Por el Proyecto Alcatraz han pasado cerca de 200 individuos de un municipio de 60.000 habitantes. Además hay un programa de rugby escolar y otro comunitario, dirigido a los chicos que apenas están asomándose a la delincuencia. Los propios alcatraces los reclutan en los barrios. Hay cerca de 2.000 muchachos entrenando. Y hay madres que han perdido a sus hijos en tiroteos en los cerros que ahora son mediadoras del proyecto. José Gregorio, uno de los jóvenes que participó en el asalto inicial y que hoy es entrenador de rugby, que aún conserva de su anterior vida un disparo en la pierna y otro en el brazo, aporta una de las claves: “Antes los chicos del barrio nos veían con pistolas y jugaban a pistolas; ahora nos ven con balones de rugby y juegan al rugby”.
Muchas Administraciones en países como Colombia se han interesado por el modelo. El propio Gobierno venezolano, tras los recelos iniciales, ha terminado por tender lazos. “Pero antes”, explica Alberto, “necesitábamos tenerlo encapsulado. Empezamos a buscar ayuda. Hasta que un día ganamos un premio en Inglaterra, llamado Beyond Sport, y nos dieron toda la consultoría gratis de Accenture”. Ahora están puliendo un proceso que se estructura en tres fases. La primera es la de aislamiento: tres meses de trabajo y rugby en la montaña. Después empiezan un trabajo remunerado en la empresa, y por último, la reinserción supervisada.

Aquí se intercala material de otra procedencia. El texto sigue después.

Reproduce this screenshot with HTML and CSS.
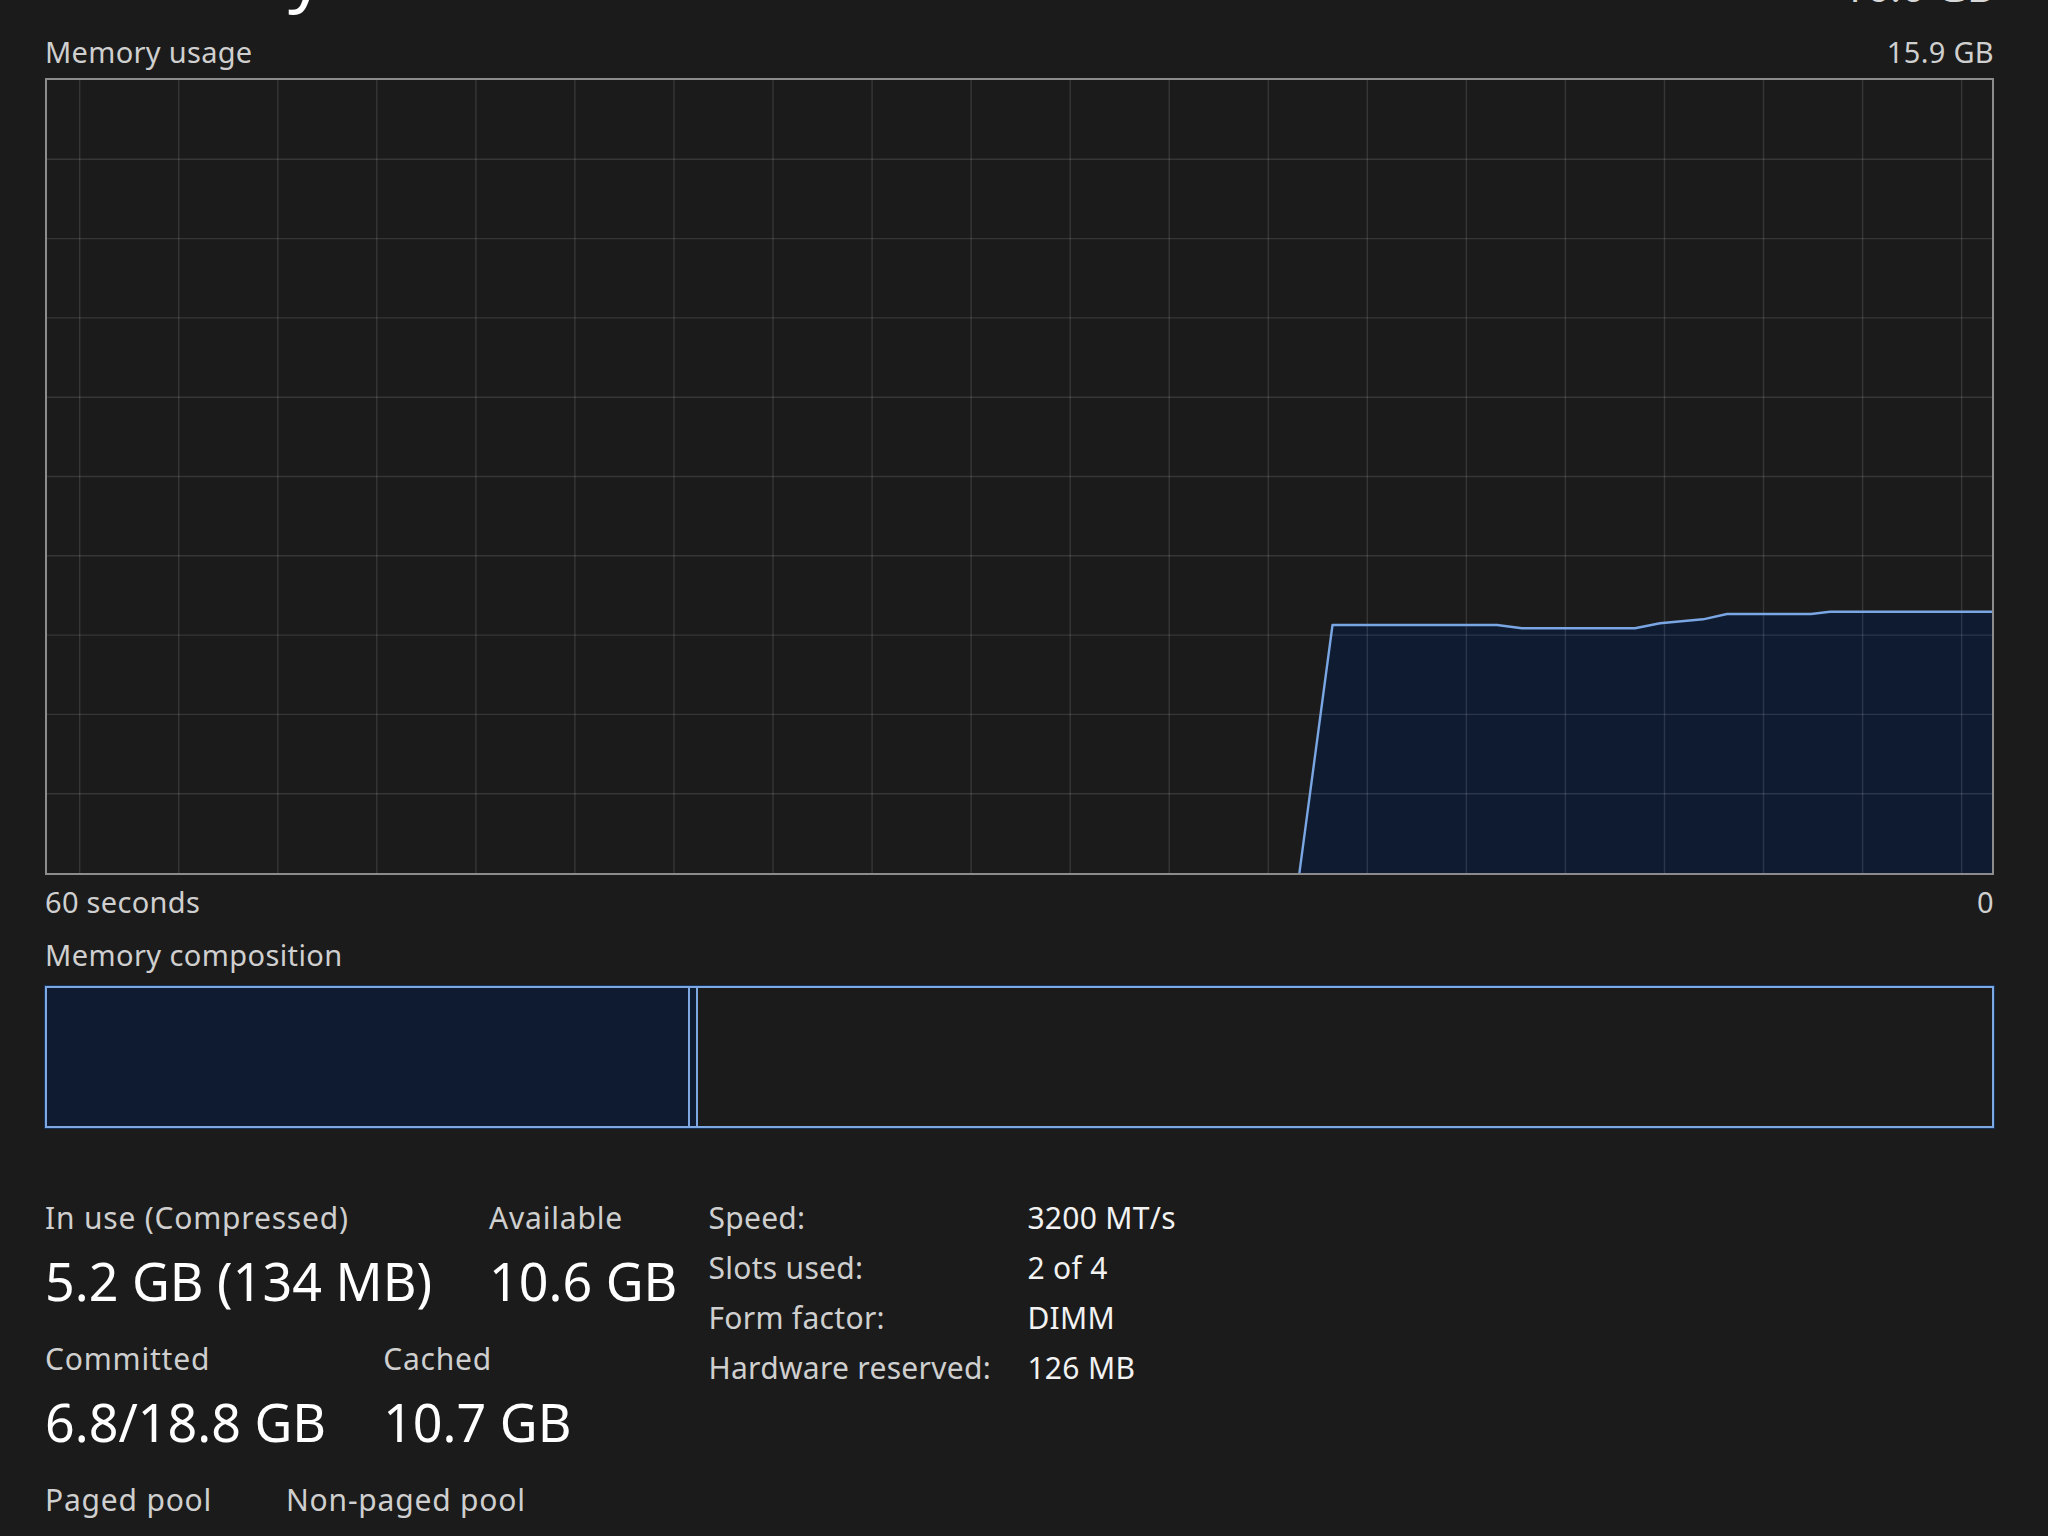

Domingo 24 de noviembre de 2013. Da de fiesta en la hacienda. Se juegan las fases finales de la 20ª edición del torneo internacional de rugby Santa Teresa.

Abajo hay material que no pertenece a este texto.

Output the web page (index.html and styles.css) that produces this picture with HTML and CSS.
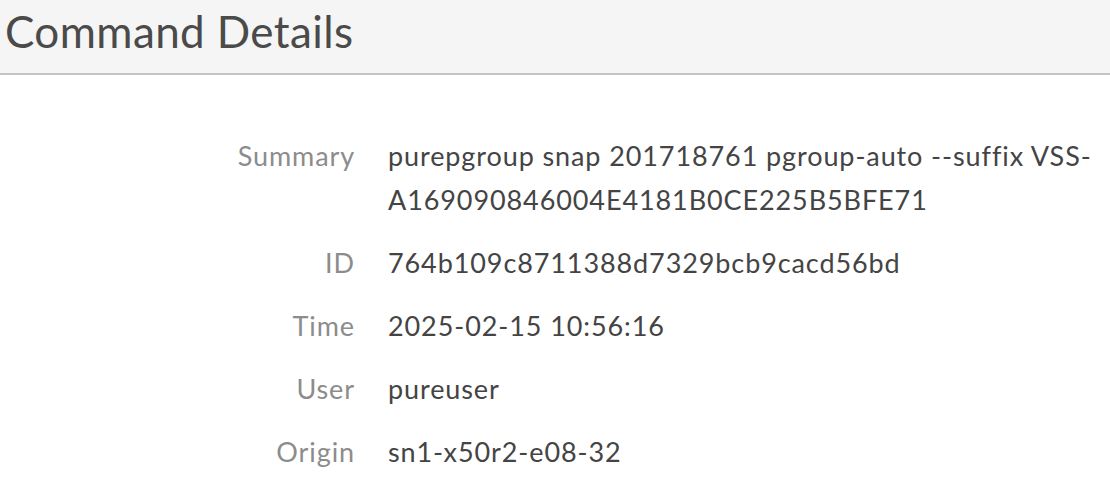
FILE: index.html
```html
<!DOCTYPE html>
<html>
<head>
<meta charset="utf-8">
<link rel="stylesheet" href="styles.css">
</head>
<body>
<div class="header"><h1 class="title">Command Details</h1></div>
<div class="details">
  <div class="label">Summary</div><div class="value">purepgroup snap 201718761 pgroup-auto --suffix VSS-A169090846004E4181B0CE225B5BFE71</div>
  <div class="label">ID</div><div class="value">764b109c8711388d7329bcb9cacd56bd</div>
  <div class="label">Time</div><div class="value">2025-02-15 10:56:16</div>
  <div class="label">User</div><div class="value">pureuser</div>
  <div class="label">Origin</div><div class="value">sn1-x50r2-e08-32</div>
</div>
</body>
</html>
```
FILE: styles.css
```css
html, body { margin: 0; padding: 0; background: #fff; }
body { font-family: "Lato", "Open Sans", sans-serif; color: #444; }
.header {
  background: #f5f5f5;
  border-bottom: 2px solid #c4c4c4;
  height: 75px;
  box-sizing: border-box;
  padding: 3px 0 0 5px;
}
.title { margin: 0; font-weight: 400; font-size: 44px; letter-spacing: 0.4px; line-height: 56px; color: #4a4a4a; }
.details {
  display: grid;
  grid-template-columns: 355px 1fr;
  column-gap: 33px;
  padding: 59px 10px 0 0;
  font-size: 27px;
  letter-spacing: 0.9px;
  line-height: 44px;
}
.label { text-align: right; color: #8c8c8c; padding-bottom: 19px; }
.value { color: #444; padding-bottom: 19px; overflow-wrap: anywhere; }
```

Compiten los cuatro equipos del Alcatraz. El A, el B, el juvenil y el femenino. El sol tropical empieza ya a caer inclemente sobre el césped de la cancha de rugby, las hinchadas se acomodan en las gradas metálicas.

Un largo camino flanqueado por centenares de chaguaranos, imponentes palmeras que alcanzan los 25 metros de altura, conduce a través de densos campos de cañas de azúcar hasta la casa de los Vollmer. En un punto del recorrido, el camino se cruza en ángulo recto con otro idéntico, formando la cruz de Aragua, que históricamente ha servido para identificar desde el aire el valle. Los larguísimos chaguaranos fueron en tiempos pasados símbolo de opulencia. “El bling-bling de la época”, según explica un alcatraz.

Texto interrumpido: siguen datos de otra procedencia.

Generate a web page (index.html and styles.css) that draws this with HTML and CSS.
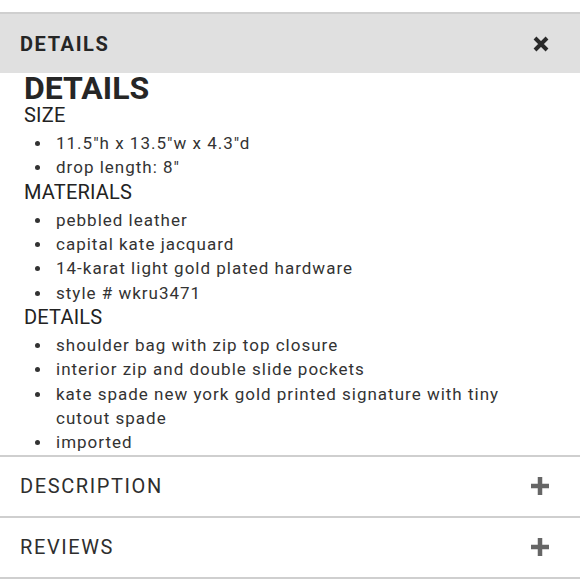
FILE: index.html
```html
<!DOCTYPE html>
<html>
<head>
<meta charset="utf-8">
<link rel="stylesheet" href="styles.css">
</head>
<body>
<div class="accordion">
  <section class="acc-item open">
    <div class="acc-head">
      <span class="acc-title bold">DETAILS</span>
      <svg class="icon" width="18" height="18" viewBox="0 0 18 18"><path d="M3 3 L15 15 M15 3 L3 15" stroke="#2a2a2a" stroke-width="4" stroke-linecap="butt"/></svg>
    </div>
    <div class="panel">
      <h2 class="big">DETAILS</h2>
      <h3 class="sub first">SIZE</h3>
      <ul class="list">
        <li>11.5"h x 13.5"w x 4.3"d</li>
        <li>drop length: 8"</li>
      </ul>
      <h3 class="sub">MATERIALS</h3>
      <ul class="list">
        <li>pebbled leather</li>
        <li>capital kate jacquard</li>
        <li>14-karat light gold plated hardware</li>
        <li>style # wkru3471</li>
      </ul>
      <h3 class="sub">DETAILS</h3>
      <ul class="list">
        <li>shoulder bag with zip top closure</li>
        <li>interior zip and double slide pockets</li>
        <li>kate spade new york gold printed signature with tiny cutout spade</li>
        <li>imported</li>
      </ul>
    </div>
  </section>
  <section class="acc-item">
    <div class="acc-head">
      <span class="acc-title">DESCRIPTION</span>
      <svg class="icon" width="20" height="20" viewBox="0 0 20 20"><path d="M10 1 V19 M1 10 H19" stroke="#666" stroke-width="4.5"/></svg>
    </div>
  </section>
  <section class="acc-item last">
    <div class="acc-head">
      <span class="acc-title">REVIEWS</span>
      <svg class="icon" width="20" height="20" viewBox="0 0 20 20"><path d="M10 1 V19 M1 10 H19" stroke="#666" stroke-width="4.5"/></svg>
    </div>
  </section>
</div>
</body>
</html>
```
FILE: styles.css
```css
html, body {
  margin: 0;
  padding: 0;
  background: #fff;
}
body {
  font-family: Roboto, "Liberation Sans", sans-serif;
  color: #333;
  padding-top: 12px;
}
.acc-item {
  border-top: 2px solid #cfcfcf;
}
.acc-item.last {
  border-bottom: 2px solid #cfcfcf;
}
.acc-head {
  height: 59px;
  padding: 0 30px 0 20px;
  display: flex;
  align-items: center;
  justify-content: space-between;
}
.acc-item.open .acc-head {
  background: #e0e0e0;
}
.acc-title {
  font-size: 20px;
  letter-spacing: 1.6px;
  color: #2e2e2e;
}
.acc-title.bold {
  font-weight: 700;
  letter-spacing: 1.6px;
  color: #262626;
}
.icon {
  display: block;
}
.panel {
  padding: 0 24px;
}
.big {
  margin: 0;
  font-size: 32px;
  line-height: 31px;
  font-weight: 700;
  color: #262626;
}
.sub {
  margin: 0;
  font-size: 20px;
  line-height: 24px;
  font-weight: 400;
  letter-spacing: 0.2px;
  color: #222;
}
.sub.first {
  line-height: 22px;
}
.list {
  margin: 4.2px 0 0;
  padding: 0;
  list-style: none;
  font-size: 17px;
  line-height: 24.3px;
  letter-spacing: 1px;
  color: #333;
}
.sub.first + .list {
  margin-top: 5px;
}
.list li {
  display: grid;
  grid-template-columns: 32px 1fr;
}
.list li::before {
  content: "";
  width: 5px;
  height: 5px;
  border-radius: 50%;
  background: #333;
  margin: 10px 0 0 11px;
}
```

Una opulencia que no se encuentra en la residencia de los Vollmer, en cuyo patio desayunan esta mañana tres generaciones. Alberto J. Vollmer y su elegante mujer, Christine; su hijo Alberto Vollmer y su esposa, María Antonia, y la pequeña hija de ambos, que pronto tendrá un hermanito. En el equipo de música suena aún otro Vollmer, Federico Gustavo, compositor, que fue el primero nacido en Venezuela, en 1834, con ese apellido alemán. El primer Vollmer que llegó a Venezuela, Gustav Julius, tatarabuelo de Alberto júnior, lo hizo en 1826. Quedó prendado de Francisca Ribas y Palacios, más conocida como Panchita, protagonista de una historia propia de una novela de realismo mágico. El tío de Panchita, José Félix Ribas, fue un general del ejército libertador, que en 1814 protagonizó la batalla de la Victoria, en la que un inexperto ejército de estudiantes que había reclutado paró a las tropas de José Tomás Bovés. Pero el temible Bovés se repuso, continuó su camino hacia la capital y ordenó liquidar a toda la familia Ribas. Solo se salvó la pequeña Panchita, que fue capturada cuando apenas tenía ocho años.

Una esclava liberada reconoció a Panchita y terminó comprándosela a un oficial por siete pesos macuquinos. La escondió con familias de negros durante cinco años. Cuando acabó la guerra, la trajo a Aragua, y aquí la conoció Gustav Julius Vollmer.

Gustav Julius y Panchita se casaron en 1830 y empezaron a recuperar las haciendas familiares. La de Santa Teresa la adquirió en 1875 su hijo, Gustavo Julio, y ya entonces se producía aquí un licor que llamaban ron. Alberto Vollmer júnior entra en escena en la segunda mitad de los noventa. La compañía de ron Santa Teresa vivía momentos críticos. Las fluctuaciones del cambio de moneda en el país habían convertido la deuda de la empresa en insostenible. El negocio del ron, como explica el padre de Alberto, es dolorosamente contracíclico en Venezuela. Cuando el país va bien y la gente tiene dinero, beben whisky; cuando la economía va mal, la gente se entrega al ron.